● Problem statement
Going through the material below, please gather all lines with the word "this" in them.

— start Stored data —

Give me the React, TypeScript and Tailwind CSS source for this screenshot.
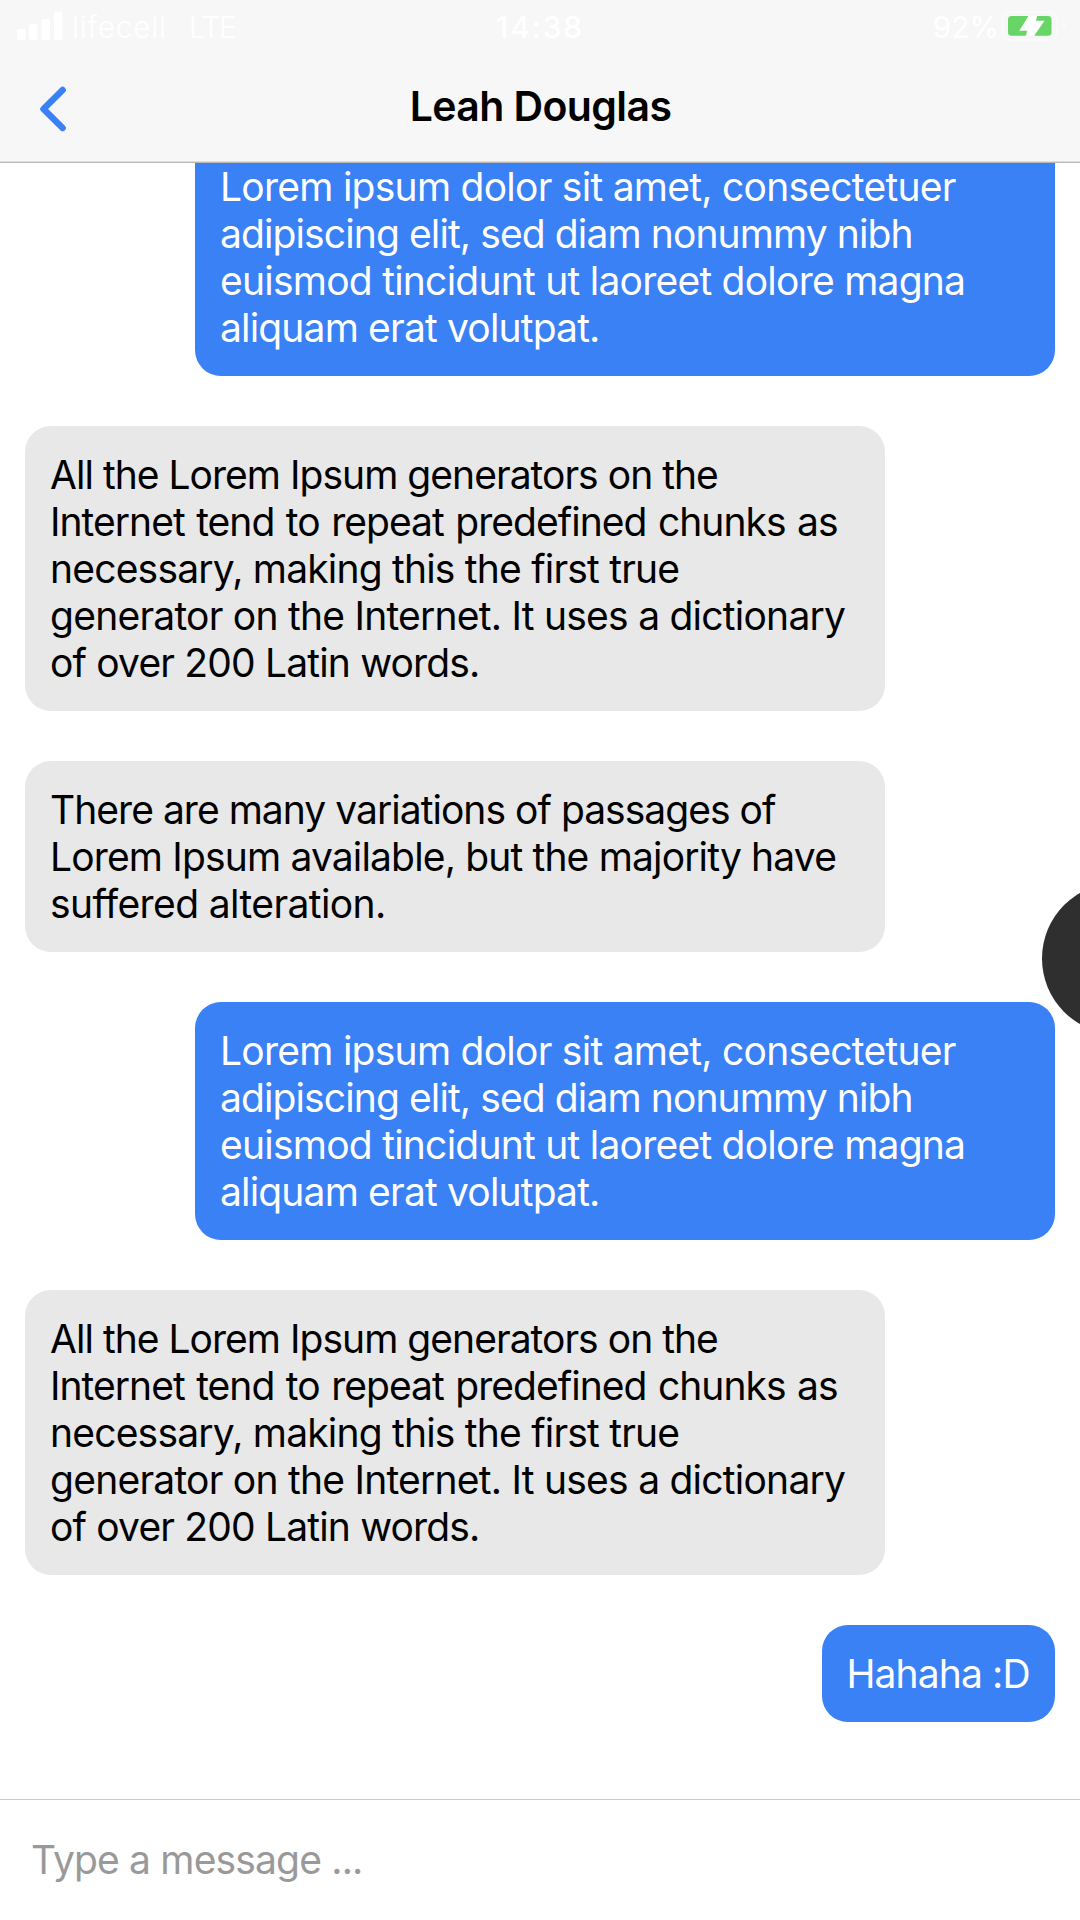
type Line = { text: string; tracking: string };
type Message = { id: number; mine: boolean; lines: Line[] };

const lorem: Line[] = [
  { text: "Lorem ipsum dolor sit amet, consectetuer", tracking: "tracking-[-0.74px]" },
  { text: "adipiscing elit, sed diam nonummy nibh", tracking: "tracking-[-0.89px]" },
  { text: "euismod tincidunt ut laoreet dolore magna", tracking: "tracking-[-0.76px]" },
  { text: "aliquam erat volutpat.", tracking: "tracking-[-0.83px]" },
];

const generators: Line[] = [
  { text: "All the Lorem Ipsum generators on the", tracking: "tracking-[-0.97px]" },
  { text: "Internet tend to repeat predefined chunks as", tracking: "tracking-[-0.97px] [word-spacing:1.5px]" },
  { text: "necessary, making this the first true", tracking: "tracking-[-0.8px]" },
  { text: "generator on the Internet. It uses a dictionary", tracking: "tracking-[-0.76px]" },
  { text: "of over 200 Latin words.", tracking: "tracking-[-0.83px]" },
];

const variations: Line[] = [
  { text: "There are many variations of passages of", tracking: "tracking-[-0.97px]" },
  { text: "Lorem Ipsum available, but the majority have", tracking: "tracking-[-0.84px]" },
  { text: "suffered alteration.", tracking: "tracking-[-0.6px]" },
];

const messages: Message[] = [
  { id: 1, mine: true, lines: lorem },
  { id: 2, mine: false, lines: generators },
  { id: 3, mine: false, lines: variations },
  { id: 4, mine: true, lines: lorem },
  { id: 5, mine: false, lines: generators },
  { id: 6, mine: true, lines: [{ text: "Hahaha :D", tracking: "tracking-[-0.88px]" }] },
];

function SignalBars() {
  return (
    <svg className="ml-[17px] h-7 w-[46px] shrink-0" viewBox="0 0 46 28" fill="#fff">
      <rect x="0" y="17" width="8.5" height="11" rx="2" />
      <rect x="12" y="12" width="8.5" height="16" rx="2" />
      <rect x="24.5" y="7" width="8.5" height="21" rx="2" />
      <rect x="37" y="0" width="8.5" height="28" rx="2" />
    </svg>
  );
}

function Battery() {
  return (
    <svg className="mr-3 h-[30px] w-[66px] shrink-0" viewBox="0 0 66 30">
      <rect x="1" y="1" width="54" height="28" rx="7" fill="none" stroke="#fafafa" strokeWidth="2" />
      <path d="M61 11.5c3 1 3 6 0 7z" fill="#fcfcfc" />
      <path d="M26 5h9.7L35 9.7h8L33 24.7h-8L26 19.7h-8z" fill="#fff" />
      <path d="M9.5 5H26.5L17.200 19.7H25.2L23.8 24.7H9.5A3.5 3.5 0 0 1 6 21.200V8.500A3.5 3.5 0 0 1 9.500 5z" fill="#67d667" />
      <path d="M35.2 5H46A3.5 3.5 0 0 1 49.5 8.5V21.2A3.5 3.5 0 0 1 46 24.7H32.2L42.500 9.7H33.9z" fill="#67d667" />
    </svg>
  );
}

function StatusBar() {
  return (
    <div className="grid h-[50px] grid-cols-3 items-center pt-[4px] text-[30px] leading-9 text-white">
      <div className="flex items-center">
        <div className="-mt-[3px]">
          <SignalBars />
        </div>
        <span className="ml-[9px] w-[117px] font-light tracking-[0.7px]">lifecell</span>
        <span className="font-light tracking-[-1.5px]">LTE</span>
      </div>
      <div className="text-center font-medium tracking-[1.8px]">14:38</div>
      <div className="flex items-center justify-end">
        <span>92%</span>
        <div className="-mt-[2px] ml-[3px]">
          <Battery />
        </div>
      </div>
    </div>
  );
}

function Header() {
  return (
    <header className="h-[163px] shrink-0 border-b border-[#b8b8b8] bg-[#f7f7f7] shadow-[inset_0_-1px_0_#dedede]">
      <StatusBar />
      <div className="grid h-[112px] grid-cols-[120px_1fr_120px] items-center">
        <button className="ml-9 flex h-14 w-10 items-center" aria-label="Back">
          <svg className="mt-1.5 h-12 w-8" viewBox="0 0 32 48" fill="none" stroke="#3981f5" strokeWidth="6.5" strokeLinecap="round" strokeLinejoin="round">
            <path d="M26.600 5 7.500 24l19.100 19" />
          </svg>
        </button>
        <h1 className="pl-px text-center text-[41px] leading-[50px] font-semibold tracking-[-0.6px] text-black">Leah Douglas</h1>
      </div>
    </header>
  );
}

function Bubble({ message }: { message: Message }) {
  return (
    <div
      className={
        message.mine
          ? "self-end rounded-[26px] bg-[#3981f5] p-[25px] text-white"
          : "w-[860px] self-start rounded-[26px] bg-[#e8e8e8] p-[25px] text-black"
      }
    >
      <p className={message.lines.length > 1 ? "w-[810px]" : "w-[183.500px]"}>
        {message.lines.map((line) => (
          <span key={line.text} className={`block whitespace-nowrap ${line.tracking}`}>
            {line.text}
          </span>
        ))}
      </p>
    </div>
  );
}

export default function App() {
  return (
    <div className="relative flex h-[1920px] w-[1080px] flex-col overflow-hidden bg-white font-['Inter',sans-serif]">
      <Header />
      <main className="flex min-h-0 flex-1 flex-col justify-end gap-[50px] overflow-hidden px-[25px] pb-[77.5px] text-[39px] leading-[47px]">
        {messages.map((message) => (
          <Bubble key={message.id} message={message} />
        ))}
      </main>
      <footer className="h-[121px] shrink-0 border-t border-[#cacaca] px-[31px] pt-[36px]">
        <input
          className="block h-[47px] w-full bg-transparent text-[39px] leading-[47px] tracking-[-0.83px] outline-none placeholder:text-[#999999]"
          placeholder="Type a message ..."
        />
      </footer>
      <div className="absolute top-[883px] left-[1042px] size-[151px] rounded-full bg-[#2f2f2f]" />
    </div>
  );
}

— end Stored data —

● The completed task
Give me the React, TypeScript and Tailwind CSS source for this screenshot.
  { text: "necessary, making this the first true", tracking: "tracking-[-0.8px]" },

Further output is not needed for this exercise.